WATSON, Sir WILLIAM HENRY (1796–1860), baron of the exchequer, born at Bamborough in 1796, was the son of John Watson, captain in the 76th foot, by Elizabeth, daughter of Henry Grey of Bamborough, Northumberland. He was educated at the Royal Military College, Marlow, and given a commission in the 1st royal dragoons by the Duke of York on 7 May 1812, serving with his regiment in the Spanish peninsula. When it was reduced in 1814 he exchanged into the 6th dragoons on 13 April 1815, with whom he served in Belgium and France. He was present at the battle of Waterloo and at the entry of the allied armies into Paris.

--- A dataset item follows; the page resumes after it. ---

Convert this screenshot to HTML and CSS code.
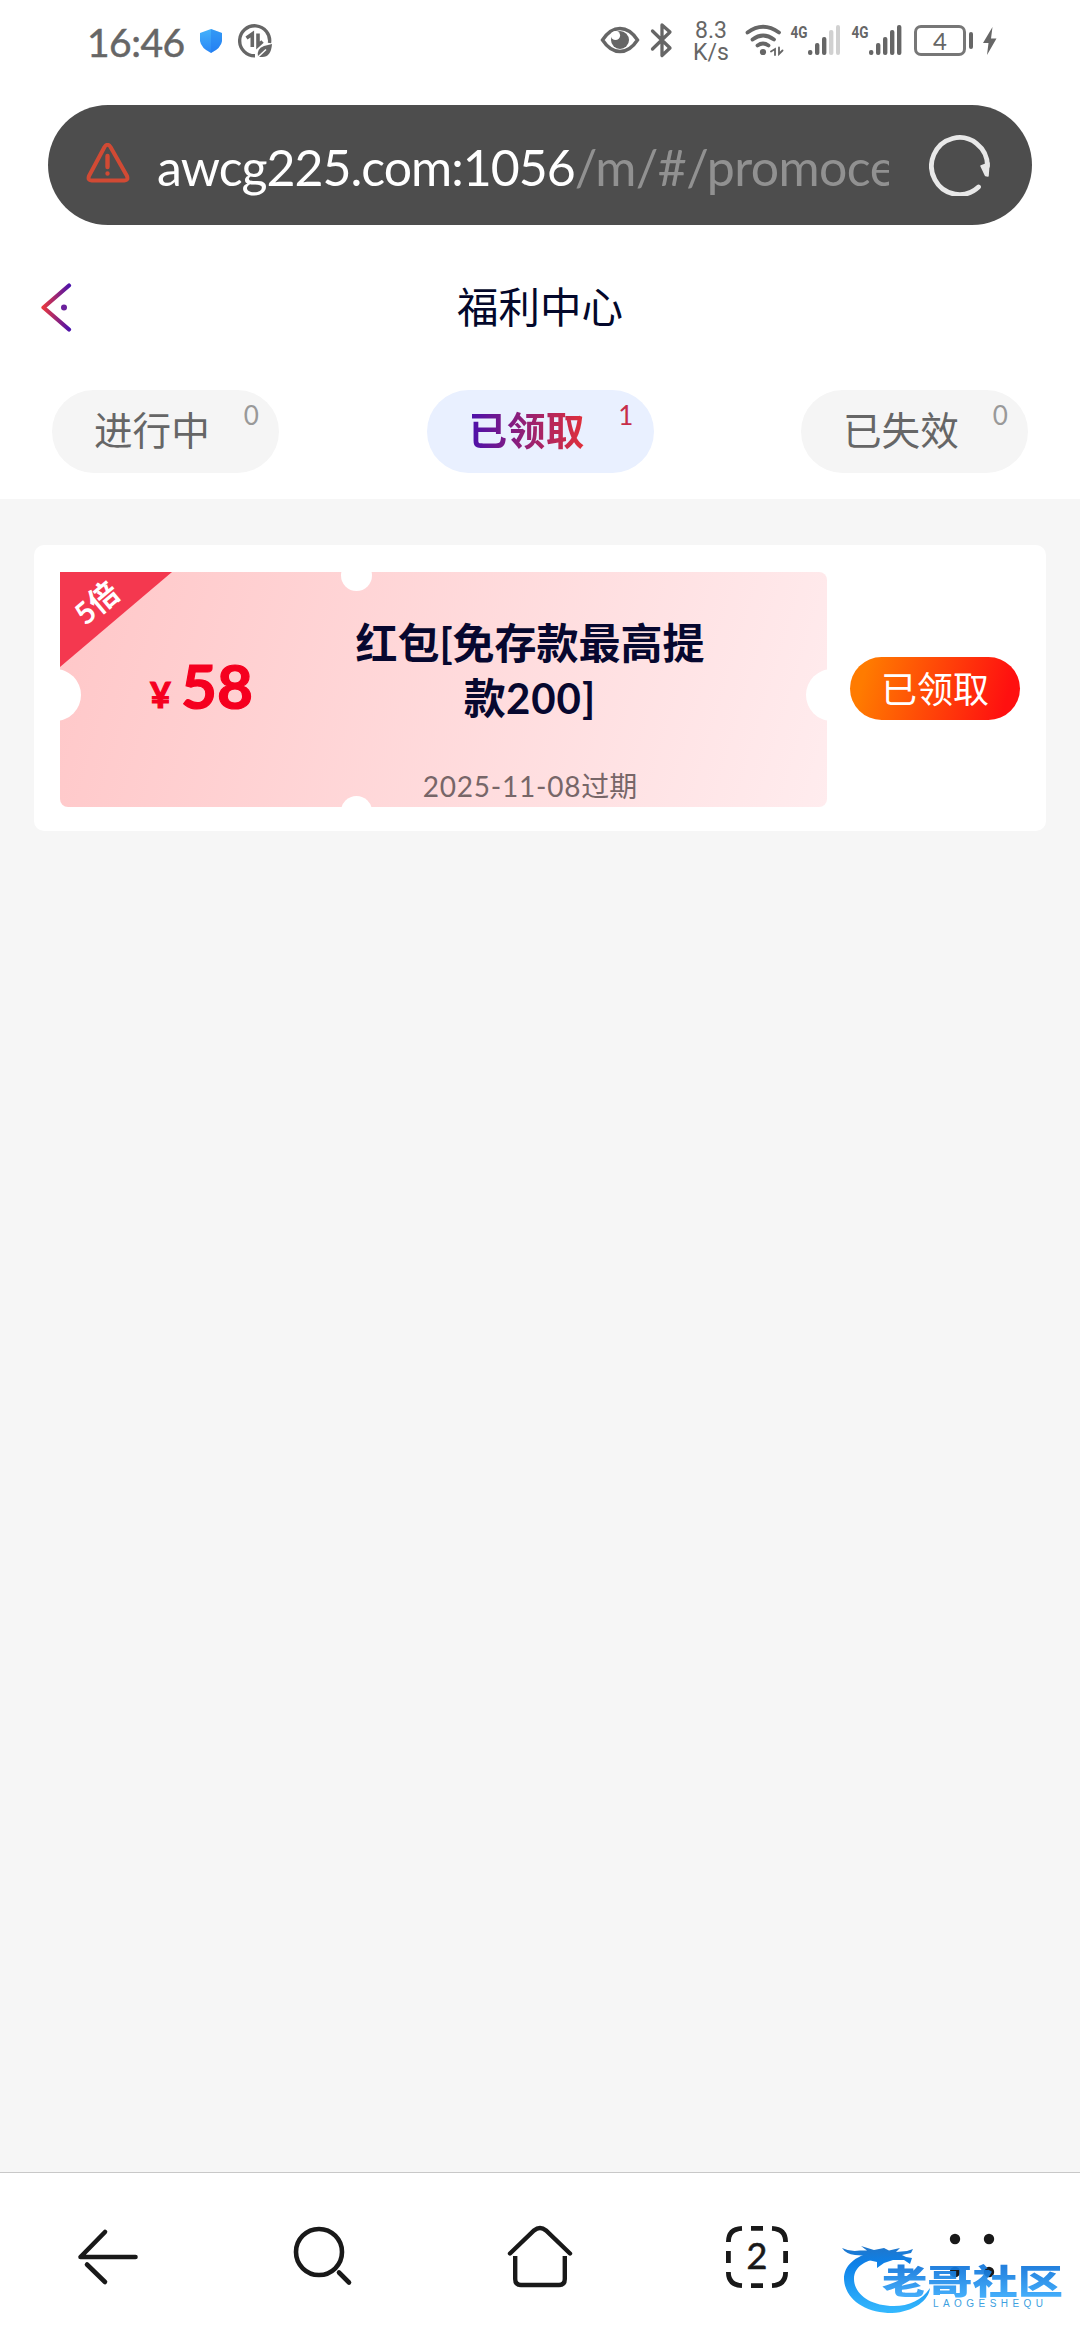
FILE: index.html
```html
<!DOCTYPE html>
<html lang="zh-CN">
<head>
<meta charset="utf-8">
<title>福利中心</title>
<link rel="stylesheet" href="styles.css">
</head>
<body>
<div class="screen">
  <header class="status">
    <span class="clock">16:46</span>
    <svg class="shield" width="24" height="26" viewBox="0 0 24 26"><defs><linearGradient id="sh" x2="0" y2="1"><stop stop-color="#44b2fb"/><stop offset="1" stop-color="#2a86f6"/></linearGradient></defs><path d="M12 1 23 5V13Q22 20 12 25 2 20 1 13V5Z" fill="url(#sh)"/><path d="M12 1 23 5V13Q22 20 12 25Z" fill="#1c75ee" opacity=".4"/></svg>
    <svg class="saver" width="34" height="34" viewBox="0 0 34 34" fill="none" stroke="#666" stroke-width="3.4"><path d="M31.5 19A15 15 0 1 0 17 31.8"/><path d="M8.5 14 14.3 10V23M20 9.500V21.500L24.500 17.500" stroke-width="3.600"/><path d="M20 33Q18 25 26 22L34 20Q33 34 23 33Z" fill="#666" stroke="none"/><path d="M20 33 28 25.500" stroke="#fff" stroke-width="1.500"/></svg>
    <svg class="eye" width="40" height="28" viewBox="600 26 40 28"><path d="M602.500 40Q610 28.500 620 28.500T637.500 40Q630 51.500 620 51.500T602.500 40Z" fill="none" stroke="#666" stroke-width="3.400"/><circle cx="620" cy="40" r="9" fill="#666"/><circle cx="615.500" cy="35.500" r="4.600" fill="#fff"/></svg>
    <svg class="bt" width="24" height="36" viewBox="650 22 24 36" fill="none" stroke="#666" stroke-width="3.300" stroke-linejoin="round" stroke-linecap="round"><path d="M652.500 31 670 48 662 55.500V25L670 32 652.500 49"/></svg>
    <span class="speed"><span>8.3</span><span>K/s</span></span>
    <svg class="wifi" width="40" height="34" viewBox="744 22 40 34" fill="none" stroke="#666" stroke-width="3.800" stroke-linecap="round"><path d="M747.500 32.500Q763 21 779 32.500M752.500 39.500Q763 31.500 774 39.500M757.500 45.500Q763 41.500 768.500 45.500"/><circle cx="763" cy="52" r="3.100" fill="#666" stroke="none"/><path d="M771 51.500 775 49V55M779 47.500V54L782.500 50.500" stroke-width="1.800"/></svg>
    <svg class="signal" width="50" height="34" viewBox="790 22 50 34" fill="#666"><text x="790.500" y="38" class="net" textLength="17" lengthAdjust="spacingAndGlyphs">4G</text><rect x="808" y="50" width="4.400" height="5" rx="2"/><rect x="815" y="43" width="4.400" height="12" rx="2"/><rect x="822" y="37" width="4.400" height="18" rx="2"/><rect x="829" y="30" width="4.400" height="25" rx="2" opacity=".3"/><rect x="836" y="25" width="4" height="30" rx="2" opacity=".3"/></svg>
    <svg class="signal second" width="51" height="34" viewBox="851 22 51 34" fill="#666"><text x="851.500" y="38" class="net" textLength="17" lengthAdjust="spacingAndGlyphs">4G</text><rect x="869" y="50" width="4.400" height="5" rx="2"/><rect x="876" y="43" width="4.400" height="12" rx="2"/><rect x="883" y="37" width="4.400" height="18" rx="2"/><rect x="890" y="30" width="4.400" height="25" rx="2"/><rect x="897" y="25" width="4.400" height="30" rx="2"/></svg>
    <span class="battery">4</span>
    <svg class="bolt" width="14" height="28" viewBox="983 27 14 28"><path d="M992.500 27 983 43H988.500L987 55 996.500 38.500H991Z" fill="#666"/></svg>
  </header>

  <div class="address">
    <svg class="warn" width="44" height="42" viewBox="86 145 44 42" fill="none" stroke="#d14a34" stroke-width="4" stroke-linecap="round" stroke-linejoin="round"><path d="M102.500 149Q105.500 144.500 108.500 149L125 178Q126.500 182.500 122.500 182.500H89.500Q85.500 182.500 87 178Z" transform="translate(2 0)"/><path d="M107.500 158V169M107.500 175.500V175.600" stroke-width="4.400"/></svg>
    <span class="url">awcg225.com:1056<span class="path">/m/#/promoce</span></span>
    <svg class="reload" width="62" height="64" viewBox="929 134 62 64"><path d="M978.500 189A28 28.500 0 1 1 987.500 168" fill="none" stroke="#e8e8e8" stroke-width="4.800" stroke-linecap="round"/><path d="M981 168 989 165 988 178 985.500 177.500Z" fill="#e8e8e8" stroke="#e8e8e8" stroke-width="1.500" stroke-linejoin="round"/></svg>
  </div>

  <nav class="title">
    <svg class="back" width="32" height="50" viewBox="41 281 32 50" fill="none" stroke-linecap="round" stroke-linejoin="round"><defs><linearGradient id="bk" gradientUnits="userSpaceOnUse" x1="43" y1="0" x2="70" y2="0"><stop stop-color="#e8383f"/><stop offset="1" stop-color="#4a12ad"/></linearGradient></defs><path d="M69 284.500 43.500 306.500 69 328.500" stroke="url(#bk)" stroke-width="4.200"/><circle cx="64" cy="306.500" r="3" fill="#6a219c"/></svg>
    <h1>福利中心</h1>
  </nav>

  <div class="tabs">
    <div class="tab"><span>进行中</span><sup>0</sup></div>
    <div class="tab active"><span>已领取</span><sup>1</sup></div>
    <div class="tab"><span>已失效</span><sup>0</sup></div>
  </div>

  <main>
    <section class="card">
      <div class="coupon">
        <svg class="ribbon" width="112" height="95" viewBox="0 0 112 95"><path d="M0 0H112L0 95Z" fill="#f4384f"/></svg>
        <span class="times">5倍</span>
        <i class="notch side left"></i><i class="notch side right"></i>
        <i class="notch small top"></i><i class="notch small bottom"></i>
        <div class="amount"><small>¥</small><b>58</b></div>
        <div class="info">
          <h2>红包[免存款最高提<br>款<span class="cap">200]</span></h2>
          <p><span class="date">2025-11-08</span>过期</p>
        </div>
      </div>
      <button class="claimed">已领取</button>
    </section>
  </main>

  <footer class="toolbar">
    <svg width="64" height="64" viewBox="76 2225 64 64" fill="none" stroke="#191919" stroke-width="4.600" stroke-linecap="round" stroke-linejoin="round"><path d="M135.500 2257H80.500L105 2232M105 2282 87 2264.500"/></svg>
    <svg width="64" height="64" viewBox="291 2225 64 64" fill="none" stroke="#191919" stroke-width="4.600"><ellipse cx="319" cy="2252" rx="23" ry="23"/><path d="M339 2272.500 349 2282.500" stroke-linecap="round"/></svg>
    <svg width="68" height="64" viewBox="506 2225 68 64" fill="none" stroke="#191919" stroke-width="4.400" stroke-linecap="round"><path d="M510 2253.500 534 2230.500Q540 2225.500 546 2230.500L570 2253.500"/><path d="M515.200 2256V2279Q515.200 2285 521 2285H559Q564.800 2285 564.800 2279V2256" stroke-linecap="butt"/></svg>
    <svg width="64" height="64" viewBox="724 2225 64 64" fill="none" stroke="#191919" stroke-width="4.800"><path d="M741 2228.400Q727.400 2229 727.400 2242M750 2228.400H762M771 2228.400Q784.600 2229 784.600 2242M784.600 2251V2263M784.600 2272Q784.600 2285 771 2285.600M762 2285.600H750M741 2285.600Q727.400 2285 727.400 2272M727.400 2263V2251"/><text x="756" y="2269" class="count">2</text></svg>
    <svg width="64" height="64" viewBox="940 2225 64 64" fill="#191919"><circle cx="955" cy="2239" r="5.200"/><circle cx="989" cy="2239" r="5.200"/><circle cx="955" cy="2272" r="5.200"/><circle cx="989" cy="2272" r="5.200"/></svg>
  </footer>

  <svg class="watermark" width="228" height="76" viewBox="840 2242 228 76">
    <defs><linearGradient id="wm" gradientUnits="userSpaceOnUse" x1="0" y1="2246" x2="0" y2="2314"><stop stop-color="#2176c9"/><stop offset=".25" stop-color="#0d80e8"/><stop offset="1" stop-color="#35baff"/></linearGradient><linearGradient id="wt" gradientUnits="userSpaceOnUse" x1="0" y1="2267" x2="0" y2="2297"><stop stop-color="#1277dc"/><stop offset="1" stop-color="#35a8fb"/></linearGradient></defs>
    <g fill="url(#wm)">
      <path d="M874 2252C854 2256 844 2266 844 2279C845 2300 866 2313 892 2313C914 2312 929 2300 930 2288C922 2300 909 2306 894 2306C869 2306 854 2293 854 2279C854 2267 864 2261 881 2257Z"/>
      <path d="M842 2248Q850 2252 860 2250.500L867 2250.500 861 2246 874 2250 884 2248 889 2250.500 900 2248 896 2252 907 2251 913 2249 911 2253 902 2255 906 2257 912 2258 910 2264 904 2260 893 2260 884 2263 877 2268 877 2262 868 2260 870 2256 855 2255Q846 2254 842 2248Z"/>
    </g>
    <text x="882" y="2293.500" class="brand" fill="url(#wt)" textLength="181" lengthAdjust="spacingAndGlyphs">老哥社区</text>
    <text x="933" y="2306.500" class="latin" textLength="110">LAOGESHEQU</text>
  </svg>
</div>
</body>
</html>
```

FILE: styles.css
```css
* { box-sizing: border-box; }
body { margin: 0; background: #fff; font-family: Lato, "Noto Sans CJK SC", sans-serif; }
svg { display: block; flex: none; }
.screen { position: relative; width: 1080px; height: 2340px; display: flex; flex-direction: column; overflow: hidden; }

.status { height: 105px; flex: none; display: flex; align-items: flex-start; color: #666; }
.clock { width: 97px; margin: 18px 0 0 87px; font-size: 39px; line-height: 48px; letter-spacing: -.5px; white-space: nowrap; -webkit-text-stroke: .5px #666; }
.shield { margin: 28px 0 0 15px; }
.saver { margin: 24px 0 0 15px; }
.eye { margin: 26px 0 0 328px; }
.bt { margin: 22px 0 0 10px; }
.speed { width: 36px; margin: 20px 0 0 19px; display: flex; flex-direction: column; font: 23px/21.500px Roboto, sans-serif; text-align: center; }
.wifi { margin: 22px 0 0 15px; }
.signal { margin: 22px 0 0 6px; }
.signal.second { margin-left: 11px; }
.net { font: bold 17px Roboto, sans-serif; }
.battery { position: relative; width: 52px; height: 31px; margin: 25px 0 0 12px; border: 3px solid #777; border-radius: 7px; font-size: 24px; line-height: 26px; text-align: center; }
.battery::after { content: ""; position: absolute; left: 52px; top: 4px; width: 4px; height: 17px; border-radius: 2px; background: #666; }
.bolt { margin: 27px 0 0 17px; }

.address { width: 984px; height: 120px; margin: 0 48px; flex: none; border-radius: 60px; background: #4d4d4d; display: flex; align-items: center; }
.warn { margin: 0 0 2px 38px; }
.url { width: 732px; margin: 3px 0 0 27px; overflow: hidden; white-space: nowrap; color: #fff; font-size: 50px; line-height: 64px; letter-spacing: -1px; }
.path { color: #919191; letter-spacing: -.6px; }
.reload { margin: 0 0 2px 40px; }

.title { height: 163px; margin-bottom: 2px; flex: none; display: grid; grid-template-columns: 200px 1fr 200px; align-items: center; }
.back { margin-left: 41px; }
.title h1 { margin: 0; text-align: center; font-size: 41.500px; line-height: 60px; font-weight: 400; color: #03082b; }

.tabs { height: 109px; flex: none; padding: 0 52px; display: flex; justify-content: space-between; align-items: flex-start; }
.tab { width: 227px; height: 83px; border-radius: 42px; background: #f5f5f5; padding-left: 42px; display: flex; color: #666; font-size: 38.600px; line-height: 80px; }
.tab sup { margin: 10px 0 0 34px; font-size: 26px; line-height: 30px; color: #999; }
.tab.active { background: #e9f0ff; }
.tab.active span { font-weight: 700; background: linear-gradient(90deg, #4a10ad, #e1303a); -webkit-background-clip: text; background-clip: text; color: transparent; }
.tab.active sup { color: #c62d4a; }

main { flex: 1; background: #f6f6f6; padding: 46px 34px; }
.card { height: 286px; border-radius: 10px; background: #fff; padding: 0 26px; display: flex; align-items: center; }
.coupon { position: relative; width: 767px; height: 235px; margin-top: 3px; border-radius: 0 8px 8px 8px; overflow: hidden; background: linear-gradient(107deg, #ffc7c8, #ffecee); display: grid; grid-template-columns: 283px 374px; }
.ribbon { position: absolute; left: 0; top: 0; }
.times { position: absolute; left: 6px; top: 12px; width: 60px; text-align: center; font-size: 30px; line-height: 36px; font-weight: 700; color: #fff; transform: rotate(-40deg); }
.notch { position: absolute; border-radius: 50%; background: #fff; }
.side { width: 52px; height: 52px; top: 97px; }
.left { left: -31px; }
.right { right: -31px; }
.small { width: 31px; height: 31px; left: 281px; }
.top { top: -12px; }
.bottom { bottom: -20px; }
.amount { color: #f5001f; display: flex; align-items: baseline; justify-content: center; gap: 10px; padding-top: 75px; -webkit-text-stroke: 1.200px #f5001f; }
.amount small { font: bold 36px/76px Lato, sans-serif; position: relative; top: -1px; }
.amount b { font-size: 62px; line-height: 76px; }
.info { text-align: center; padding-top: 44px; }
.info h2 { margin: 0; font-size: 42px; line-height: 55px; font-weight: 700; color: #07082f; }
.cap { letter-spacing: 1px; }
.info p { margin: 44px 0 0; font-size: 28px; line-height: 32px; color: #776668; }
.date { letter-spacing: .8px; }
.claimed { width: 170px; height: 63px; margin: 0 0 0 23px; padding: 0 0 3px; border: 0; border-radius: 32px; background: linear-gradient(105deg, #ff7b00 10%, #ff1010 90%); color: #fff; font: 36px/58px "Noto Sans CJK SC", sans-serif; }

.toolbar { height: 168px; flex: none; border-top: 1px solid #c8c8c8; padding: 52px 76px 0; display: flex; justify-content: space-between; align-items: flex-start; }
.count { font: 36px Lato, sans-serif; text-anchor: middle; fill: #191919; stroke: #191919; stroke-width: .6px; }
.watermark { position: absolute; left: 840px; top: 2242px; }
.brand { font: 900 34px "Noto Sans CJK SC", sans-serif; opacity: .92; }
.latin { font: 10px "Liberation Sans", sans-serif; fill: #3d9fe0; }
```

He was placed on the half-pay list on 25 March 1816, and the next year entered as a student at Lincoln's Inn, and by hard work soon became competent to practise as a special pleader, and continued to do so until 1832, when he was called to the bar in Lincoln's Inn. He joined the northern circuit, where he found work and became popular. In 1841 he entered the House of Commons as liberal member for Kinsale, for which borough he sat till 1847. In 1843 he became a Q.C. and a bencher of his inn. He was an unsuccessful candidate for Newcastle-on-Tyne in the liberal interest, July 1852, but in 1854 he was elected member for Hull, and sat as such until on 3 Nov. 1856 he was created baron of the exchequer, to succeed Sir Thomas Joshua Platt [q. v.] He was knighted on 28 Nov. of the same year. Watson proved himself a judge possessed of clear head and strong mind, but his career on the bench was very short. On the conclusion of his charge to the grand jury at Welshpool, 12 March 1860, he was seized with apoplexy, and died the next day.

Watson married, first, in 1826, a daughter of William Armstrong of Newcastle-on-Tyne, and sister of Lord Armstrong; secondly, in 1831, Mary, daughter of Anthony Hollist of Midhurst, Sussex.

He was distinguished as an advocate by honesty and earnestness rather than eloquence, but was a sound lawyer and the author of two (for a time) standard professional works:

  1. ‘A Treatise on Arbitration and Award,’ London, 1825, 8vo; 3rd ed. 1846.
  2. ‘A Treatise on the Law relating to the Office and Duty of Sheriff,’ 8vo, 1827; 2nd ed. 1848, by William Newland Welsby [q. v.]

[Morning Post; Gent. Mag. 1860, i. 422; Foss's Judges; Law Mag.; Dod's Knightage; Army Lists, 1813–17.]